#### Problem details:
Pull out every line with the word "React" from the entries below.

#### Material provided:

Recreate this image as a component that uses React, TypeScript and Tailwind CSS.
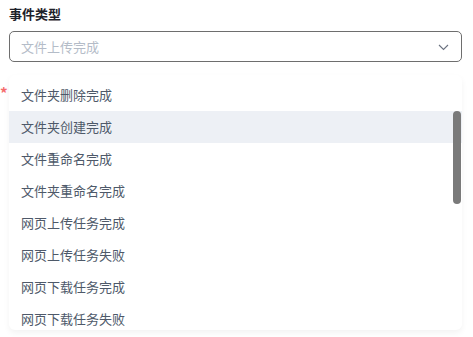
import React from 'react';

const OPTIONS = [
  '文件夹删除完成',
  '文件夹创建完成',
  '文件重命名完成',
  '文件夹重命名完成',
  '网页上传任务完成',
  '网页上传任务失败',
  '网页下载任务完成',
  '网页下载任务失败',
];

const App: React.FC = () => {
  return (
    <div className="w-[473px] h-[337px] bg-white font-['Microsoft_YaHei','Noto_Sans_CJK_SC',sans-serif] overflow-hidden">
      <div className="relative pl-[9px] pr-[11px] pt-[4px]">
        <div className="text-[13px] leading-[20px] font-bold text-[#1d2129]">事件类型</div>
        <div className="mt-[7px] h-[31px] flex items-center justify-between rounded-[5px] border border-[#6e6e6e] pl-[11px] pr-[12px]">
          <span className="text-[13px] text-[#b4bcc8]">文件上传完成</span>
          <svg width="11" height="7" viewBox="0 0 11 7" fill="none" className="mt-[1px]">
            <path d="M1 1l4.5 4.5L10 1" stroke="#6b7280" strokeWidth="1.1" />
          </svg>
        </div>

        {/* dropdown */}
        <span className="absolute left-[0px] top-[85px] text-[15px] leading-none font-bold text-[#f56c6c]">*</span>
        <div className="mt-[13px] h-[255px] rounded-[6px] bg-white shadow-[0_3px_6px_rgba(0,0,0,0.05)] relative overflow-hidden pt-[4px]">
          {OPTIONS.map((o, i) => (
            <div
              key={o}
              className={`h-[32px] flex items-center pl-[12px] text-[13px] text-[#4e5969] ${i === 1 ? 'bg-[#edf0f5]' : ''}`}
            >
              {o}
            </div>
          ))}
          <div className="absolute right-[1px] top-[36px] w-[8px] h-[93px] rounded-full bg-[#7a7a7a]" />
        </div>
      </div>
    </div>
  );
};

export default App;
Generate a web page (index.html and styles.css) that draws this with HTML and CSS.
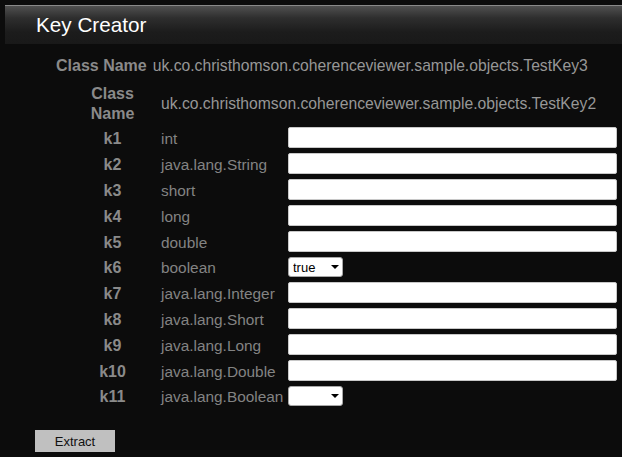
FILE: index.html
```html
<!DOCTYPE html>
<html>
<head>
<meta charset="utf-8">
<title>Key Creator</title>
<link rel="stylesheet" href="styles.css">
</head>
<body>
<div class="header"><h1 class="title">Key Creator</h1></div>
<div class="summary">
  <span class="label">Class Name</span>
  <span class="value">uk.co.christhomson.coherenceviewer.sample.objects.TestKey3</span>
</div>
<div class="fields">
  <div class="label class-label">Class Name</div>
  <div class="value class-value">uk.co.christhomson.coherenceviewer.sample.objects.TestKey2</div>

  <div class="label cell">k1</div><div class="type cell">int</div><div class="cell"><input class="field" type="text"></div>
  <div class="label cell">k2</div><div class="type cell">java.lang.String</div><div class="cell"><input class="field" type="text"></div>
  <div class="label cell">k3</div><div class="type cell">short</div><div class="cell"><input class="field" type="text"></div>
  <div class="label cell">k4</div><div class="type cell">long</div><div class="cell"><input class="field" type="text"></div>
  <div class="label cell">k5</div><div class="type cell">double</div><div class="cell"><input class="field" type="text"></div>
  <div class="label cell">k6</div><div class="type cell">boolean</div><div class="cell"><span class="select-wrap"><select class="select"><option>true</option><option>false</option></select></span></div>
  <div class="label cell">k7</div><div class="type cell">java.lang.Integer</div><div class="cell"><input class="field" type="text"></div>
  <div class="label cell">k8</div><div class="type cell">java.lang.Short</div><div class="cell"><input class="field" type="text"></div>
  <div class="label cell">k9</div><div class="type cell">java.lang.Long</div><div class="cell"><input class="field" type="text"></div>
  <div class="label cell">k10</div><div class="type cell">java.lang.Double</div><div class="cell"><input class="field" type="text"></div>
  <div class="label cell">k11</div><div class="type cell">java.lang.Boolean</div><div class="cell"><span class="select-wrap"><select class="select"><option></option><option>true</option><option>false</option></select></span></div>
</div>
<div class="actions"><button class="extract" type="button">Extract</button></div>
</body>
</html>
```
FILE: styles.css
```css
html, body {
  margin: 0;
  padding: 0;
  background: #0c0c0c;
  font-family: "Liberation Sans", Arial, sans-serif;
  overflow: hidden;
}
body {
  width: 622px;
  height: 457px;
  padding-top: 5px;
  box-sizing: border-box;
}
.header {
  margin-left: 5px;
  height: 39px;
  border-top: 1px solid #8a8a8a;
  box-sizing: border-box;
  background: linear-gradient(to bottom, #505050 0px, #2e2e2e 12px, #1c1c1c 26px, #191919 38px);
  padding-left: 31px;
}
.title {
  margin: 0;
  font-weight: normal;
  font-size: 20.7px;
  line-height: 38px;
  color: #ffffff;
}
.summary {
  display: flex;
  align-items: baseline;
  gap: 6px;
  margin: 12px 0 0 56px;
  line-height: 20px;
}
.label {
  font-weight: bold;
  font-size: 16px;
  line-height: 20px;
  color: #8a8a8a;
}
.value {
  font-size: 15.7px;
  color: #979797;
  white-space: nowrap;
}
.fields {
  display: grid;
  grid-template-columns: 55px 148px 329px;
  margin: 8px 0 0 85px;
}
.fields .label {
  text-align: center;
}
.class-label {
  padding-bottom: 1px;
}
.class-value {
  grid-column: 2 / 4;
  display: flex;
  align-items: center;
  padding-left: 21px;
  padding-bottom: 1px;
}
.cell {
  display: flex;
  align-items: center;
  padding: 2px 0 3px;
}
.fields .label.cell {
  justify-content: center;
  padding-top: 3px;
  padding-bottom: 2px;
}
.type {
  font-size: 15.4px;
  line-height: 20px;
  color: #838383;
  padding-left: 21px;
  padding-top: 3px;
  padding-bottom: 2px;
  white-space: nowrap;
}
.field {
  display: block;
  width: 329px;
  height: 21px;
  margin: 0;
  box-sizing: border-box;
  border: 1px solid #c8c8c8;
  border-radius: 2px;
  background: #ffffff;
  padding: 0 3px;
  font-family: "Liberation Sans", Arial, sans-serif;
  font-size: 13px;
}
.select-wrap {
  position: relative;
  display: block;
  width: 55px;
  height: 20px;
}
.select-wrap::after {
  content: "";
  position: absolute;
  right: 4px;
  top: 8px;
  border-left: 4px solid transparent;
  border-right: 4px solid transparent;
  border-top: 4px solid #000000;
  pointer-events: none;
}
.select {
  display: block;
  appearance: none;
  -webkit-appearance: none;
  width: 55px;
  height: 20px;
  margin: 0;
  box-sizing: border-box;
  border: 1px solid #a8a8a8;
  border-radius: 3px;
  background: #ffffff;
  padding: 0 0 0 4px;
  font-family: "Liberation Sans", Arial, sans-serif;
  font-size: 13px;
  color: #000000;
}
.actions {
  margin: 21px 0 0 35px;
}
.extract {
  display: block;
  width: 80px;
  height: 22px;
  margin: 0;
  border: none;
  border-radius: 0;
  background: #c0c0c0;
  color: #111111;
  font-family: "Liberation Sans", Arial, sans-serif;
  font-size: 13px;
  padding: 0;
}
```
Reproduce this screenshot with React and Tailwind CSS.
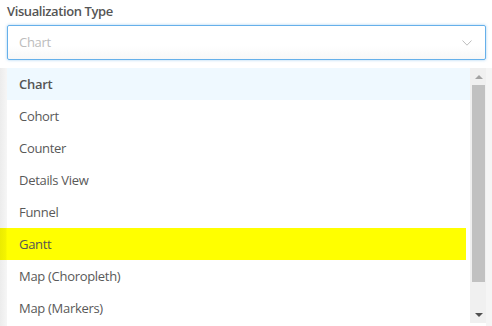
const OPTIONS = [
  'Chart',
  'Cohort',
  'Counter',
  'Details View',
  'Funnel',
  'Gantt',
  'Map (Choropleth)',
  'Map (Markers)',
];

function Chevron() {
  return (
    <svg width="10" height="6" viewBox="0 0 10 6" fill="none" className="text-[#bdbdbd]">
      <path d="M0.5 0.5 L5 5.2 L9.5 0.5" stroke="currentColor" strokeWidth="1" />
    </svg>
  );
}

function Option({ label }) {
  if (label === 'Chart') {
    return (
      <div className="flex h-[32px] items-center bg-[#eff9ff] pl-[12px] pt-[2px] font-semibold text-[#555]">
        {label}
      </div>
    );
  }
  if (label === 'Gantt') {
    return (
      <div className="-ml-[7px] mr-[4px] flex h-[32px] items-center bg-[linear-gradient(to_right,#ebeb00_0px,#f4f400_6px,#ffff00_7px)] pl-[19px] pt-[2px] text-[#555]">
        {label}
      </div>
    );
  }
  return <div className="flex h-[32px] items-center pl-[12px] pt-[2px] text-[#595959]">{label}</div>;
}

export default function App() {
  return (
    <div className="h-[326px] w-[492px] overflow-hidden bg-white text-[13px] tracking-[-0.3px]" style={{ fontFamily: '"Open Sans", "Noto Sans", sans-serif' }}>
      <div className="px-[7px] pt-[2px]">
        <div className="h-[23px] font-semibold leading-[18px] tracking-[-0.4px] text-[#555]">Visualization Type</div>
        <div className="flex h-[35px] w-[479px] items-center justify-between rounded-[2px] border border-[#66b0ea] bg-[linear-gradient(to_bottom,#ffffff_60%,#f7f7f7)] pl-[11px] pr-[13px] pt-[1px] shadow-[0_0_3px_rgba(102,175,233,0.6)]">
          <span className="text-[#bcbcbc]">Chart</span>
          <Chevron />
        </div>
      </div>

      <div className="mt-[8px] flex h-[258px]">
        <div className="w-[7px] bg-[linear-gradient(to_right,#ececec,#f6f6f6)]" />
        <div className="flex w-[463px] flex-col">
          {OPTIONS.map((o) => (
            <Option key={o} label={o} />
          ))}
        </div>
        <div className="flex h-[255px] w-[16px] flex-col items-center bg-[#f0f0f0] pl-[1px]">
          <div className="flex h-[17px] items-center">
            <div className="h-0 w-0 border-x-[4px] border-b-[4px] border-x-transparent border-b-[#a3a3a3]" />
          </div>
          <div className="h-[197px] w-[13px] bg-[#c1c1c1]" />
          <div className="flex-1" />
          <div className="flex h-[17px] items-center">
            <div className="h-0 w-0 border-x-[4px] border-t-[4px] border-x-transparent border-t-[#505050]" />
          </div>
        </div>
        <div className="w-[6px] bg-[#f5f5f5]" />
      </div>
    </div>
  );
}
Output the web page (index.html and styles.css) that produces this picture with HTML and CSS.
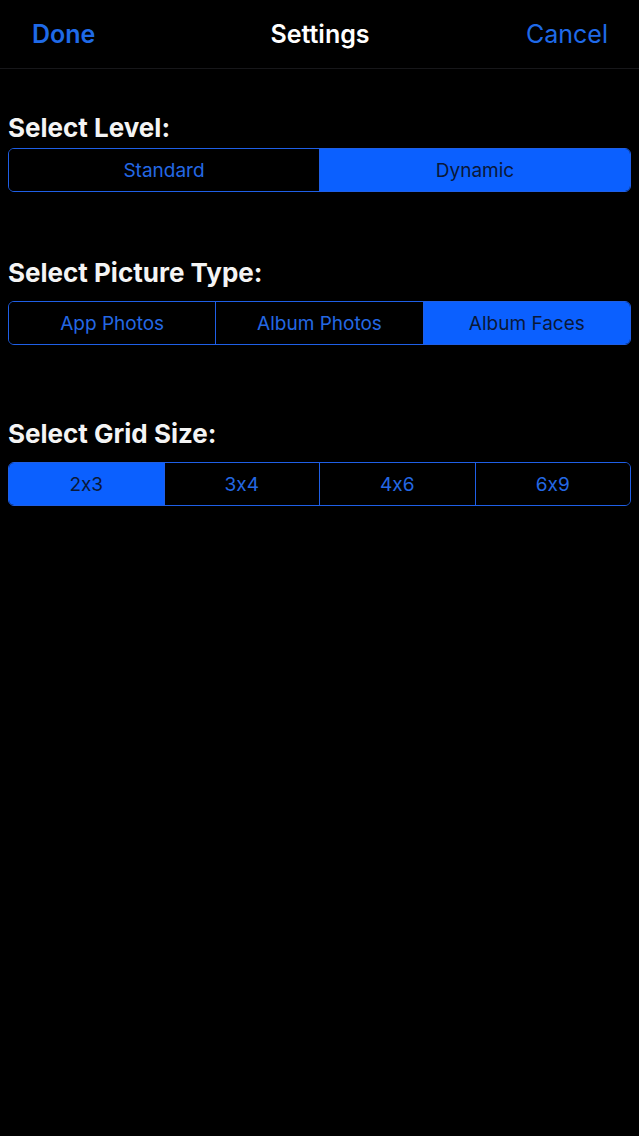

#### The answer:
Recreate this image as a component that uses React, TypeScript and Tailwind CSS.
import React from 'react';
const App: React.FC = () => {
Reproduce this screenshot with React and Tailwind CSS.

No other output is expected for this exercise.